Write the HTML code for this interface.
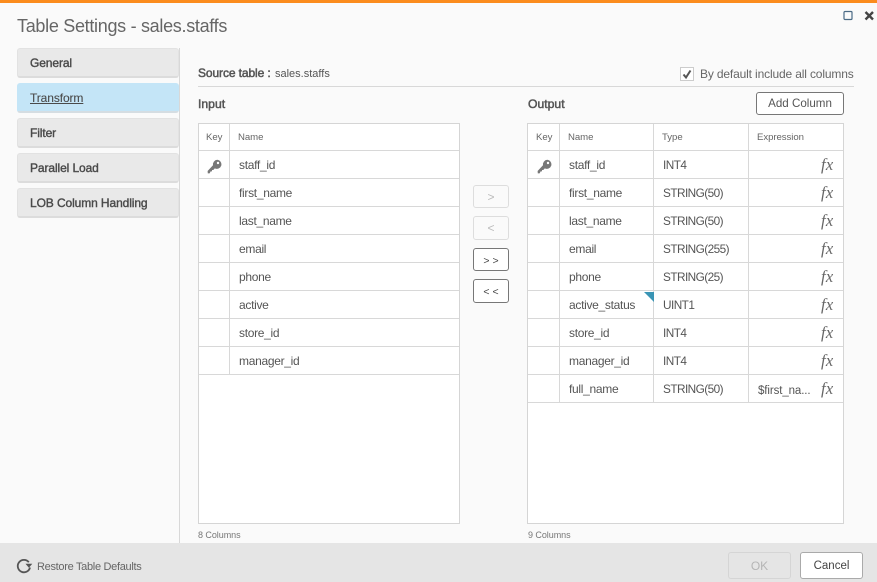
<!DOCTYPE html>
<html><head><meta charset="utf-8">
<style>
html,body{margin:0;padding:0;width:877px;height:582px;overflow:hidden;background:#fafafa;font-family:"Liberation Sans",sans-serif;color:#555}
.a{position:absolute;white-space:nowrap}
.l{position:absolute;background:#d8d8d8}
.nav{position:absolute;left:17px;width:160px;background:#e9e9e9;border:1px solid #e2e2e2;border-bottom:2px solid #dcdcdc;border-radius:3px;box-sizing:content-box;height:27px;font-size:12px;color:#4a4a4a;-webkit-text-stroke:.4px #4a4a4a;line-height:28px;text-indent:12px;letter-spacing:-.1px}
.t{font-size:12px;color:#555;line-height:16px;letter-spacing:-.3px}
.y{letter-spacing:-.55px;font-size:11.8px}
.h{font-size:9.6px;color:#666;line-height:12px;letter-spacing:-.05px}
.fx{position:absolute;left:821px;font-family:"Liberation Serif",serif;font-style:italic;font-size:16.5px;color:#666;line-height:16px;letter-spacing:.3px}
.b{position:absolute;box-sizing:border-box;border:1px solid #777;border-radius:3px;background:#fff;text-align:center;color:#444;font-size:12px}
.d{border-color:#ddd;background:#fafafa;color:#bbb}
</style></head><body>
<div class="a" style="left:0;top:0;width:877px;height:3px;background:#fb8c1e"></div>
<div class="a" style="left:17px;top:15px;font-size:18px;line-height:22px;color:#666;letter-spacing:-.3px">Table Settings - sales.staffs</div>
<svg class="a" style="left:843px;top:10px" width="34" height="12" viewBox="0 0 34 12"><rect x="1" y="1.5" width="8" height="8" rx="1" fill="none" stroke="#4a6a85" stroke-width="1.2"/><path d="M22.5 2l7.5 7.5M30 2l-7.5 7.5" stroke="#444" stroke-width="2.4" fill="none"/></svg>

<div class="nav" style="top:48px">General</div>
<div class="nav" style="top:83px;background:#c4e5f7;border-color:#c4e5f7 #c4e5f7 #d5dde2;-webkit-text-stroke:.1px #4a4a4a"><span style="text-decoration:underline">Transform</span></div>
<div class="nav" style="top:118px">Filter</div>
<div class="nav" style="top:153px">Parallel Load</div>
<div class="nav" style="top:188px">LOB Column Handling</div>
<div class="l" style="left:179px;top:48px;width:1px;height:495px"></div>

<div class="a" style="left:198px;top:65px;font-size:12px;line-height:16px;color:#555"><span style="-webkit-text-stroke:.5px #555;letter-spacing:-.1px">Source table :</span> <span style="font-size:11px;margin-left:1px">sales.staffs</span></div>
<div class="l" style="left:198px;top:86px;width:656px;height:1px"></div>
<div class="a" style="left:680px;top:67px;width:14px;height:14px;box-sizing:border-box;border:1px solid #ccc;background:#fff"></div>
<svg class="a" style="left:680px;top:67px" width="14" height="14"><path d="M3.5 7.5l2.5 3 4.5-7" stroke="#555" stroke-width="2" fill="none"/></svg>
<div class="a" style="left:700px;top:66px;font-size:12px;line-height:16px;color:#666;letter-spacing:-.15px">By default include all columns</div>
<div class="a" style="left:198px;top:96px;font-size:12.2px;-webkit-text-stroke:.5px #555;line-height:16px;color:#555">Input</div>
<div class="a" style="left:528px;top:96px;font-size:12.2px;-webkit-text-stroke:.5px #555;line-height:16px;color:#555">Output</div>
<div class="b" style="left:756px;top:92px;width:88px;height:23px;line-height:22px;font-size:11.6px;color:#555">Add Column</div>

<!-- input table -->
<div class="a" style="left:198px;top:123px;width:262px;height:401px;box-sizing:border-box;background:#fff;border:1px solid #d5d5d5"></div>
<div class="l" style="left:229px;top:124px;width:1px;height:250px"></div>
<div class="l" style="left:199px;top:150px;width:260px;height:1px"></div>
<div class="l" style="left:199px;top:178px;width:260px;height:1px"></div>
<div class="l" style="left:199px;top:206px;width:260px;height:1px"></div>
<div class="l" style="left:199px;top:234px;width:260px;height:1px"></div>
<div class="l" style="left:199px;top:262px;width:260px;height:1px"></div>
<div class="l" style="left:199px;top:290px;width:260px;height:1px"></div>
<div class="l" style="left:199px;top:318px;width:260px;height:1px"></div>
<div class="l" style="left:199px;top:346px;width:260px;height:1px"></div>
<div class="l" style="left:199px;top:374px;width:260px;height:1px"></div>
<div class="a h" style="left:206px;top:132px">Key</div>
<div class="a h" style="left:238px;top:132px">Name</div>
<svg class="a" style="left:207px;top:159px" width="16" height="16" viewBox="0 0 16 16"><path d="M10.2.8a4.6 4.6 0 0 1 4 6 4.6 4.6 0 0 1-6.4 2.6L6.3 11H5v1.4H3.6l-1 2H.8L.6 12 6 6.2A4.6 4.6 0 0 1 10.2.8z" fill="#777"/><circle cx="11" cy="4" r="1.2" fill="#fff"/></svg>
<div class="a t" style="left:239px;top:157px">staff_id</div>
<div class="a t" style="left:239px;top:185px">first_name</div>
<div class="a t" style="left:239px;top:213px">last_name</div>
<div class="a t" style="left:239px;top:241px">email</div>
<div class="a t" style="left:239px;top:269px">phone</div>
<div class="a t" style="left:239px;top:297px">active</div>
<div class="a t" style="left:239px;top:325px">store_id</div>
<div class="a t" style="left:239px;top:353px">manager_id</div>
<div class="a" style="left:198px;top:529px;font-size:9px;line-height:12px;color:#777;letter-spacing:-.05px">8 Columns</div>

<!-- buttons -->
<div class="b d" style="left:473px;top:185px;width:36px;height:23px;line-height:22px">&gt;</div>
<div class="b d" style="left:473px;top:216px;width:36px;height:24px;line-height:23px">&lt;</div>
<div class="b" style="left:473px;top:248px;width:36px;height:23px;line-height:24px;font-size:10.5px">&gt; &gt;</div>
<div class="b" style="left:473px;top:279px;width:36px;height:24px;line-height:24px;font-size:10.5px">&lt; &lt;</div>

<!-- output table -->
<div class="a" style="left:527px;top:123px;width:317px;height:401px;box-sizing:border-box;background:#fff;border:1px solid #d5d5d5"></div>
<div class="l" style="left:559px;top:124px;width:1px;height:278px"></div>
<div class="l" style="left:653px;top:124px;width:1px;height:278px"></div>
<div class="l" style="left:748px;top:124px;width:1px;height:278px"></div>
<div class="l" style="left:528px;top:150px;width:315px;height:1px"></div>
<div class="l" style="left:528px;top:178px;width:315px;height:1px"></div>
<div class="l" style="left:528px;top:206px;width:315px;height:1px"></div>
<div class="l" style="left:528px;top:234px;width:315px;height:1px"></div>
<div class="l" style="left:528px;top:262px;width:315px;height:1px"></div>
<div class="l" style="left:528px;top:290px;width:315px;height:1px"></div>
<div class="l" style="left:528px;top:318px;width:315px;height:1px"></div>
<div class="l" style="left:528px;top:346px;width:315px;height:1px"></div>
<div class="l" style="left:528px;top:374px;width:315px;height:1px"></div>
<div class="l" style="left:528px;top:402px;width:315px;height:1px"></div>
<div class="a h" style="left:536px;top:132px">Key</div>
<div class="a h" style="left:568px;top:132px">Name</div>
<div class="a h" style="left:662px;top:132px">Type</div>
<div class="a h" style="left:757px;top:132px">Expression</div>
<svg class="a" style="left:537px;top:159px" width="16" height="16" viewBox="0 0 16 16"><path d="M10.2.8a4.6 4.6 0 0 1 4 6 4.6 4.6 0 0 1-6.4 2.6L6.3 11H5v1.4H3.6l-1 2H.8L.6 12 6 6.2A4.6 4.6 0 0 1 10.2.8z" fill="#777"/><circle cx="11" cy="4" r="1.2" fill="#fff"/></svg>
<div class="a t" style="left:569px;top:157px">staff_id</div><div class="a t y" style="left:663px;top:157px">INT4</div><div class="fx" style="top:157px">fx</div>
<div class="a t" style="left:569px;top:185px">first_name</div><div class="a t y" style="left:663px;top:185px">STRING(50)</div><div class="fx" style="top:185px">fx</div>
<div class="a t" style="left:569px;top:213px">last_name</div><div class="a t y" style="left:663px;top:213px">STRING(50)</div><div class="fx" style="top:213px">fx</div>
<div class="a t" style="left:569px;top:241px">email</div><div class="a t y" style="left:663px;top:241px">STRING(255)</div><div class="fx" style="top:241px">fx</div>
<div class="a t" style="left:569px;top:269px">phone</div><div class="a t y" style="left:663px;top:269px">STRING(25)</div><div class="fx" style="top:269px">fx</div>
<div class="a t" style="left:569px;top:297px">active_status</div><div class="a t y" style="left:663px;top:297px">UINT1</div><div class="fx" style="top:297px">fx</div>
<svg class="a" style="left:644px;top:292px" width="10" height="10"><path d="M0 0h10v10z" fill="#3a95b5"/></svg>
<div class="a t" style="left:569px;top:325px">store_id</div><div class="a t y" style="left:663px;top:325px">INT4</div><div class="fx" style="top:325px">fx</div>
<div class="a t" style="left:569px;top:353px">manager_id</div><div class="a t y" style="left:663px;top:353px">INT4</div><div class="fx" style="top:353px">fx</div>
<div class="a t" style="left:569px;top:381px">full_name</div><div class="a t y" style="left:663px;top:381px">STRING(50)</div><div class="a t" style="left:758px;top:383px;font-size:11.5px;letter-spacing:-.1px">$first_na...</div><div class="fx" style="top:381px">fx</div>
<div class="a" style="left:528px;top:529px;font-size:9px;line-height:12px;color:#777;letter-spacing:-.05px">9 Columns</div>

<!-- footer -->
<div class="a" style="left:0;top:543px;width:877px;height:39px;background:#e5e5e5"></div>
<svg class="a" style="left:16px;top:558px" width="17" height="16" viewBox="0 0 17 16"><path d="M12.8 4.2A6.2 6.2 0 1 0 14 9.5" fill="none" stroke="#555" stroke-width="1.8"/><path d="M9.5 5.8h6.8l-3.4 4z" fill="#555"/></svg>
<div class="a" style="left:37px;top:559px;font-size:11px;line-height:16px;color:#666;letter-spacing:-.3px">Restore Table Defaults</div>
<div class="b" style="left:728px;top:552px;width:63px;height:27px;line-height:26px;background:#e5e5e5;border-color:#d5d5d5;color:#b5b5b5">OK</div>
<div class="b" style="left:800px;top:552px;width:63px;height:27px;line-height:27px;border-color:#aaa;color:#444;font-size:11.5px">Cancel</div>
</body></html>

Task: Repeat only the lines from the beginning of the material through the line containing "2l7.5 7.5M30 2l-7.5", both ends kept, leaving pictures out.

Task response:
Write the HTML code for this interface.
<!DOCTYPE html>
<html><head><meta charset="utf-8">
<style>
html,body{margin:0;padding:0;width:877px;height:582px;overflow:hidden;background:#fafafa;font-family:"Liberation Sans",sans-serif;color:#555}
.a{position:absolute;white-space:nowrap}
.l{position:absolute;background:#d8d8d8}
.nav{position:absolute;left:17px;width:160px;background:#e9e9e9;border:1px solid #e2e2e2;border-bottom:2px solid #dcdcdc;border-radius:3px;box-sizing:content-box;height:27px;font-size:12px;color:#4a4a4a;-webkit-text-stroke:.4px #4a4a4a;line-height:28px;text-indent:12px;letter-spacing:-.1px}
.t{font-size:12px;color:#555;line-height:16px;letter-spacing:-.3px}
.y{letter-spacing:-.55px;font-size:11.8px}
.h{font-size:9.6px;color:#666;line-height:12px;letter-spacing:-.05px}
.fx{position:absolute;left:821px;font-family:"Liberation Serif",serif;font-style:italic;font-size:16.5px;color:#666;line-height:16px;letter-spacing:.3px}
.b{position:absolute;box-sizing:border-box;border:1px solid #777;border-radius:3px;background:#fff;text-align:center;color:#444;font-size:12px}
.d{border-color:#ddd;background:#fafafa;color:#bbb}
</style></head><body>
<div class="a" style="left:0;top:0;width:877px;height:3px;background:#fb8c1e"></div>
<div class="a" style="left:17px;top:15px;font-size:18px;line-height:22px;color:#666;letter-spacing:-.3px">Table Settings - sales.staffs</div>
<svg class="a" style="left:843px;top:10px" width="34" height="12" viewBox="0 0 34 12"><rect x="1" y="1.5" width="8" height="8" rx="1" fill="none" stroke="#4a6a85" stroke-width="1.2"/><path d="M22.5 2l7.5 7.5M30 2l-7.5 7.5" stroke="#444" stroke-width="2.4" fill="none"/></svg>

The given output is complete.